--- begin INFORMATION SUPPLIED ---
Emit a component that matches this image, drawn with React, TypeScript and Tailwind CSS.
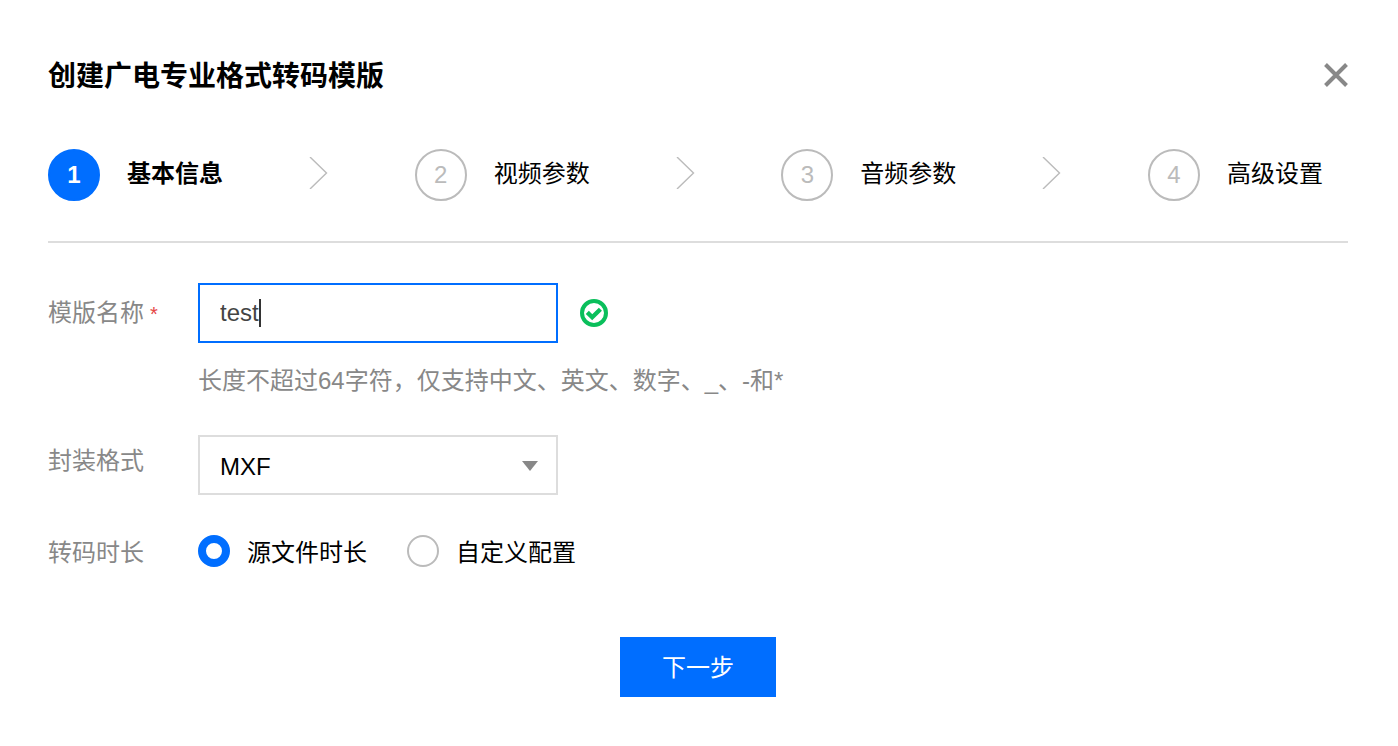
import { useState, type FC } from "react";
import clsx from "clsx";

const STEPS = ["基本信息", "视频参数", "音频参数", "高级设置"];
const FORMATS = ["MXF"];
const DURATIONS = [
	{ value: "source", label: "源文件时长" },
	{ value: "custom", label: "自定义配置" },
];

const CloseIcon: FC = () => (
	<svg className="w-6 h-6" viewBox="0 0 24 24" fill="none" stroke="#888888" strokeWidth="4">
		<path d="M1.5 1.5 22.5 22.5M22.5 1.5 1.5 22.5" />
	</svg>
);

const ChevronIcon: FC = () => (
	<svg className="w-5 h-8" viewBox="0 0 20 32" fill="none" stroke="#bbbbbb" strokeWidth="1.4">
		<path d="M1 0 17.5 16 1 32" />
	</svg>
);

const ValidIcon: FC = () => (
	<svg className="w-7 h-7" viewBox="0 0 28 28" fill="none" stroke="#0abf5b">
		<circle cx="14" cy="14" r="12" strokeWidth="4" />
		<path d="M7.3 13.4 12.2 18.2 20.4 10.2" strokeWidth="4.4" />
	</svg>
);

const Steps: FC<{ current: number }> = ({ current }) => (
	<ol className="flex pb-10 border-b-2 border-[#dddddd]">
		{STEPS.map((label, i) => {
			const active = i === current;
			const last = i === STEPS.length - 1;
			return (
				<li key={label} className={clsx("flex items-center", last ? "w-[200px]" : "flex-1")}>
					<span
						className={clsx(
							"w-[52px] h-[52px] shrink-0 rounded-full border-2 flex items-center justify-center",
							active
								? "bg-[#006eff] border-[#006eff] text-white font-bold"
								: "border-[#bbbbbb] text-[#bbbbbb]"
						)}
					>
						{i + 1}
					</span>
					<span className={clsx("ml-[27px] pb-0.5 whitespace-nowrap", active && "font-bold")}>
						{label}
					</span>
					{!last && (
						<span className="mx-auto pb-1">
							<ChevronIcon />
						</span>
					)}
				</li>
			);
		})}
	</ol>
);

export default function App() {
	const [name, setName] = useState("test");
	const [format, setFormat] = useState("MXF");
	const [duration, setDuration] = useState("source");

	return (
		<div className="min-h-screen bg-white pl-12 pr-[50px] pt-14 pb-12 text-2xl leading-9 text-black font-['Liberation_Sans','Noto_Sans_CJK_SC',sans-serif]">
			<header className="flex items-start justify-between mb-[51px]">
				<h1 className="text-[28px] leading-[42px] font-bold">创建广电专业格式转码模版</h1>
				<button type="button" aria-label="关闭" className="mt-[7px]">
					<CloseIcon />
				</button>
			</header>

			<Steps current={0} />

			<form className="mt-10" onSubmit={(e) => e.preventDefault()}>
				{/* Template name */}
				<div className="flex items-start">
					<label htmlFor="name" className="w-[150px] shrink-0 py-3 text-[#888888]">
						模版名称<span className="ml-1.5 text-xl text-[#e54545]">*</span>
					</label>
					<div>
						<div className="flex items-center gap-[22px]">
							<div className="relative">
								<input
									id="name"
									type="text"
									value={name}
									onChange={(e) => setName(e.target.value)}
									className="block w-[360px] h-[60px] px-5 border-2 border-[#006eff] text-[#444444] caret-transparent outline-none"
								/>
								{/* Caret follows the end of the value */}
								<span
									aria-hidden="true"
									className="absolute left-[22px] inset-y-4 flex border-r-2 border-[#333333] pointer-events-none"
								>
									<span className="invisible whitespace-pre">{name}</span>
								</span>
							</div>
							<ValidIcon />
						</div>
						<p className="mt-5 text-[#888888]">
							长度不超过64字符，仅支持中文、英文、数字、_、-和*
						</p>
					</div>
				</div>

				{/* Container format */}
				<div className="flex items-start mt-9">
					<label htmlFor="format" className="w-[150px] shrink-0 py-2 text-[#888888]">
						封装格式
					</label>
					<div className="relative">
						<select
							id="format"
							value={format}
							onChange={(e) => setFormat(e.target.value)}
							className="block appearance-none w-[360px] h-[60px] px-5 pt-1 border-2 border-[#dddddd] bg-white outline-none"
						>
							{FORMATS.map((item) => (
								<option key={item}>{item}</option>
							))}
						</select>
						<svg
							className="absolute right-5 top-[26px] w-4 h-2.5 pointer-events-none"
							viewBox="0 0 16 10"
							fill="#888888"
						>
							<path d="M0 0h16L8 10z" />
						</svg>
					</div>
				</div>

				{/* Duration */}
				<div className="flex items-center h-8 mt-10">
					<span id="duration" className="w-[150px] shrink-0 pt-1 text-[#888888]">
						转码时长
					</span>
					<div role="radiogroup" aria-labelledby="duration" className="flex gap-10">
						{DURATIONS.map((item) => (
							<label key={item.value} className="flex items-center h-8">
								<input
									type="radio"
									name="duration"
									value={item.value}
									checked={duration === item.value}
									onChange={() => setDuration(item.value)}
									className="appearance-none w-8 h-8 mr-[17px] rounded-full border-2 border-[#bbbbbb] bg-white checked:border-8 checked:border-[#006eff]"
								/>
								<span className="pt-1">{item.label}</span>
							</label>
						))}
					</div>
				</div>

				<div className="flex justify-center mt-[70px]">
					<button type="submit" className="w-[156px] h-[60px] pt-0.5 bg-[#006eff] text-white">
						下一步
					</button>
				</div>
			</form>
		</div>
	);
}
--- end INFORMATION SUPPLIED ---
» STATED PROBLEM
Copy out every line of the material above exactly, skipping the pictures.

» WRITTEN SOLUTION
Emit a component that matches this image, drawn with React, TypeScript and Tailwind CSS.
import { useState, type FC } from "react";
import clsx from "clsx";

const STEPS = ["基本信息", "视频参数", "音频参数", "高级设置"];
const FORMATS = ["MXF"];
const DURATIONS = [
	{ value: "source", label: "源文件时长" },
	{ value: "custom", label: "自定义配置" },
];

const CloseIcon: FC = () => (
	<svg className="w-6 h-6" viewBox="0 0 24 24" fill="none" stroke="#888888" strokeWidth="4">
		<path d="M1.5 1.5 22.5 22.5M22.5 1.5 1.5 22.5" />
	</svg>
);

const ChevronIcon: FC = () => (
	<svg className="w-5 h-8" viewBox="0 0 20 32" fill="none" stroke="#bbbbbb" strokeWidth="1.4">
		<path d="M1 0 17.5 16 1 32" />
	</svg>
);

const ValidIcon: FC = () => (
	<svg className="w-7 h-7" viewBox="0 0 28 28" fill="none" stroke="#0abf5b">
		<circle cx="14" cy="14" r="12" strokeWidth="4" />
		<path d="M7.3 13.4 12.2 18.2 20.4 10.2" strokeWidth="4.4" />
	</svg>
);

const Steps: FC<{ current: number }> = ({ current }) => (
	<ol className="flex pb-10 border-b-2 border-[#dddddd]">
		{STEPS.map((label, i) => {
			const active = i === current;
			const last = i === STEPS.length - 1;
			return (
				<li key={label} className={clsx("flex items-center", last ? "w-[200px]" : "flex-1")}>
					<span
						className={clsx(
							"w-[52px] h-[52px] shrink-0 rounded-full border-2 flex items-center justify-center",
							active
								? "bg-[#006eff] border-[#006eff] text-white font-bold"
								: "border-[#bbbbbb] text-[#bbbbbb]"
						)}
					>
						{i + 1}
					</span>
					<span className={clsx("ml-[27px] pb-0.5 whitespace-nowrap", active && "font-bold")}>
						{label}
					</span>
					{!last && (
						<span className="mx-auto pb-1">
							<ChevronIcon />
						</span>
					)}
				</li>
			);
		})}
	</ol>
);

export default function App() {
	const [name, setName] = useState("test");
	const [format, setFormat] = useState("MXF");
	const [duration, setDuration] = useState("source");

	return (
		<div className="min-h-screen bg-white pl-12 pr-[50px] pt-14 pb-12 text-2xl leading-9 text-black font-['Liberation_Sans','Noto_Sans_CJK_SC',sans-serif]">
			<header className="flex items-start justify-between mb-[51px]">
				<h1 className="text-[28px] leading-[42px] font-bold">创建广电专业格式转码模版</h1>
				<button type="button" aria-label="关闭" className="mt-[7px]">
					<CloseIcon />
				</button>
			</header>

			<Steps current={0} />

			<form className="mt-10" onSubmit={(e) => e.preventDefault()}>
				{/* Template name */}
				<div className="flex items-start">
					<label htmlFor="name" className="w-[150px] shrink-0 py-3 text-[#888888]">
						模版名称<span className="ml-1.5 text-xl text-[#e54545]">*</span>
					</label>
					<div>
						<div className="flex items-center gap-[22px]">
							<div className="relative">
								<input
									id="name"
									type="text"
									value={name}
									onChange={(e) => setName(e.target.value)}
									className="block w-[360px] h-[60px] px-5 border-2 border-[#006eff] text-[#444444] caret-transparent outline-none"
								/>
								{/* Caret follows the end of the value */}
								<span
									aria-hidden="true"
									className="absolute left-[22px] inset-y-4 flex border-r-2 border-[#333333] pointer-events-none"
								>
									<span className="invisible whitespace-pre">{name}</span>
								</span>
							</div>
							<ValidIcon />
						</div>
						<p className="mt-5 text-[#888888]">
							长度不超过64字符，仅支持中文、英文、数字、_、-和*
						</p>
					</div>
				</div>

				{/* Container format */}
				<div className="flex items-start mt-9">
					<label htmlFor="format" className="w-[150px] shrink-0 py-2 text-[#888888]">
						封装格式
					</label>
					<div className="relative">
						<select
							id="format"
							value={format}
							onChange={(e) => setFormat(e.target.value)}
							className="block appearance-none w-[360px] h-[60px] px-5 pt-1 border-2 border-[#dddddd] bg-white outline-none"
						>
							{FORMATS.map((item) => (
								<option key={item}>{item}</option>
							))}
						</select>
						<svg
							className="absolute right-5 top-[26px] w-4 h-2.5 pointer-events-none"
							viewBox="0 0 16 10"
							fill="#888888"
						>
							<path d="M0 0h16L8 10z" />
						</svg>
					</div>
				</div>

				{/* Duration */}
				<div className="flex items-center h-8 mt-10">
					<span id="duration" className="w-[150px] shrink-0 pt-1 text-[#888888]">
						转码时长
					</span>
					<div role="radiogroup" aria-labelledby="duration" className="flex gap-10">
						{DURATIONS.map((item) => (
							<label key={item.value} className="flex items-center h-8">
								<input
									type="radio"
									name="duration"
									value={item.value}
									checked={duration === item.value}
									onChange={() => setDuration(item.value)}
									className="appearance-none w-8 h-8 mr-[17px] rounded-full border-2 border-[#bbbbbb] bg-white checked:border-8 checked:border-[#006eff]"
								/>
								<span className="pt-1">{item.label}</span>
							</label>
						))}
					</div>
				</div>

				<div className="flex justify-center mt-[70px]">
					<button type="submit" className="w-[156px] h-[60px] pt-0.5 bg-[#006eff] text-white">
						下一步
					</button>
				</div>
			</form>
		</div>
	);
}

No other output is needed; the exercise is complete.